In 1936 he narrowly escaped arrest by the Gestapo for "Conspiracy to commit High Treason" ("Vorbereitung zum Hochverrat") by relocating to Prague. In Czechoslovakia he supported himself as a languages teacher and worked for the magazine "Maß und Wert", which was being produced from Zürich by Thomas Mann who had also been exiled by the Nazis. There was by now a significant community of political exiles from Germany in Prague, and Scholz was a co-founder of the Prague "Thomas Mann Society of German Emigrants in Prague" ("Thomas-Mann-Gesellschaft dt. Emigranten in Prag"). However, in 1938 Nazi Germany came to Czechoslovakia, and Gerhard Scholz again fled, this time initially to Warsaw and from there, via Riga, to Stockholm. In Sweden he worked as a journalist and as a lecturer at the Social Sciences Institute of Stockholm University. He also became a member of the left-leaning Free German Cultural Association. In 1939 he had resigned from the Socialist Workers' Party, which he had originally joined in 1931. There are indications that during his time in Sweden during the early 1940s he was identified as a Communist sympathizer.

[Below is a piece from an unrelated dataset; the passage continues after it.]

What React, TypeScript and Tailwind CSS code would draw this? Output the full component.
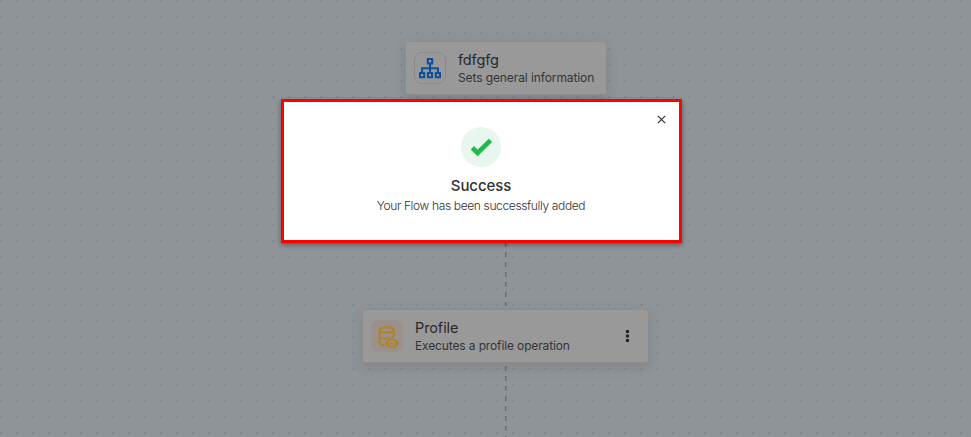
import type { ReactNode } from "react";

function FlowIcon() {
  return (
    <svg width="24" height="24" viewBox="0 0 24 24" fill="none" stroke="#0a509b" strokeWidth="2">
      <path d="M9.800 3h4.400v4.400H9.800zM2 17h4.200v4.200H2zM9.900 17h4.200v4.200H9.900zM17.800 17H22v4.200h-4.200zM12 7.400V17M4.100 17v-4.800h15.800V17" />
    </svg>
  );
}

function ProfileIcon() {
  return (
    <svg className="overflow-visible" width="24" height="24" viewBox="0 0 24 24" fill="none" stroke="#b28224" strokeWidth="1.900">
      <ellipse cx="11.700" cy="5.900" rx="7.200" ry="2.700" />
      <path d="M4.500 5.900v12.600c0 1.500 2 2.300 4.800 2.700M18.900 5.900v6.200M4.500 11.900c0 1.600 3.100 2.700 7.200 2.700 3.600 0 6.200-.9 7-2.300" />
      <path fill="#b28224" stroke="#999084" strokeWidth="1" d="M10.100 19.300c1.300-3.200 4-5.200 7.100-5.200s5.800 2 7.100 5.200c-1.300 3.200-4 5.200-7.100 5.200s-5.800-2-7.100-5.200Z" />
      <circle cx="17.200" cy="19.300" r="2.400" fill="#b28224" stroke="#a09482" strokeWidth="1.500" />
    </svg>
  );
}

type NodeProps = { title: string; subtitle: string; icon: ReactNode; className: string; tile: string; subtitleClass: string; menu?: boolean };

function FlowNode({ title, subtitle, icon, className, tile, subtitleClass, menu }: NodeProps) {
  return (
    <div className={`absolute flex h-[54px] items-center rounded-[3px] border border-[#8d8d8d] bg-[#999] pl-2 shadow-[0_4px_12px_rgba(65,60,60,0.18)] ${className}`}>
      <div className={`flex size-8 shrink-0 items-center justify-center rounded-lg ${tile}`}>{icon}</div>
      <div className="ml-3 flex-1 whitespace-nowrap">
        <div className="text-[14.5px] leading-[18px] tracking-[-0.1px] text-[#29292c]">{title}</div>
        <div className={`text-xs leading-[17px] text-[#343436] ${subtitleClass}`}>{subtitle}</div>
      </div>
      {menu && (
        <svg className="mr-[17px]" width="8" height="16" fill="#202024">
          <circle cx="4.500" cy="3.500" r="1.700" /><circle cx="4.500" cy="8" r="1.700" /><circle cx="4.500" cy="12.500" r="1.700" />
        </svg>
      )}
    </div>
  );
}

export default function App() {
  return (
    <main className="relative h-[437px] w-[971px] overflow-hidden bg-[#8f9498] font-['Inter','Liberation_Sans',sans-serif]">
      <svg className="absolute inset-0" width="971" height="437">
        <defs>
          <pattern id="dots" width="16" height="16" patternUnits="userSpaceOnUse">
            <circle cx="1.500" cy="0.900" r="0.700" fill="#64696c" />
          </pattern>
        </defs>
        <rect width="971" height="437" fill="url(#dots)" />
        <path d="M505.700 242V306M505.700 366V437" stroke="#6b6e70" strokeWidth="1.500" strokeDasharray="5 5" />
      </svg>
      <FlowNode title="fdfgfg" subtitle="Sets general information" icon={<FlowIcon />} className="left-[405px] top-[41px] w-[202px]" tile="border border-[#898989]" subtitleClass="tracking-[-0.1px]" />
      <FlowNode title="Profile" subtitle="Executes a profile operation" icon={<ProfileIcon />} className="left-[362px] top-[309px] w-[287px]" tile="bg-[#99918a]" subtitleClass="tracking-[-0.13px]" menu />
      <section role="dialog" className="absolute left-[281px] top-[99px] flex h-[144px] w-[401px] flex-col items-center border-[3px] border-[#ff0000] bg-white pr-px pt-[25px] shadow-[0_2px_5px_rgba(0,0,0,0.4)]">
        <button aria-label="Close" className="absolute right-[13px] top-[13px]">
          <svg className="block" width="9" height="9" stroke="#303033" strokeWidth="1.200"><path d="m.8.8 7.400 7.400M8.200.8.8 8.200" /></svg>
        </button>
        <div className="flex size-10 items-center justify-center rounded-full bg-[#e8f7ed]">
          <svg width="24" height="24" fill="none" stroke="#20b94a" strokeWidth="4.700"><path d="m3.300 12.800 5.300 5.200L21.500 5.300" /></svg>
        </div>
        <h1 className="mt-2 whitespace-nowrap text-[15px] font-medium leading-[22px] tracking-[-0.1px] text-[#303033]">Success</h1>
        <p className="whitespace-nowrap text-xs font-light leading-[18px] tracking-[-0.36px] text-[#303033]">Your Flow has been successfully added</p>
      </section>
    </main>
  );
}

For Germany the Second World War lasted from September 1939 until May 1945. Its end appeared to mark the end of one-party government. Scholz returned to Germany in July 1946. As a result of frontier changes agreed between the Soviet Union and her wartime allies, and following two years of intensive ethnic cleansing, Lower Silesia where he had been born and grown up was no longer German. Instead he moved to the Soviet administered occupation zone in the eastern part of what remained of Germany. He then joined the newly formed Socialist Unity Party (Sozialistische Einheitspartei Deutschlands / SED) which during the next few years emerged as the ruling party in a new German one-party state. Between 1947 and 1949 he worked as a Referendary in the Berlin based German Organisation for Peoples' Education, before being appointed to the directorship of the Goethe-Schiller Archive in 1949 and of the Weimar Classics Foundation in 1950. During the early 1950s he combined these administrative roles with part-time teaching posts at Weimar and nearby Jena, also undertaking lecturing in German Studies elsewhere on a more ad hoc basis.

He resigned from the Weimar job in 1953 and devoted himself to private research on classical German literature, also being employed as a visiting professor by Leipzig University. In 1958 he received his doctorate, supervised by Erich Kühne at Rostock University. His dissertation concerned Friedrich Schiller's early work. That same year he was given a teaching professorship in modern German and Scandinavian Literature at the Germanistics Institute of the Berlin's Humboldt University. Ten years later in 1969, shortly before he retired, the Humboldt made him a full professor.

==Contribution==
Gerhard Scholz, along with György Lukács (1885–1971) and the novelist Werner Krauss (1900–1976), was one of a handful of scholars who can be identified as a founders of a new German Marxist literary tradition. His influence comes from his meticulous research approach to contextualising his sources, placing literary works in the socio-historical environment of their times. In this way he they pioneered an inter-disciplinary approach which became more mainstream only after Scholz and the others had disappeared from the scene. In the process, Scholz significantly broadened the contemporary popular appeal of the classical literary canon. His lectures on Goethe's Faust (1959/60) reached a wide audience. He also had a considerable influence on members of a successor generation of literature scholars such as Hans-Günther Thalheim, Hedwig Voegt and Ursula Wertheim.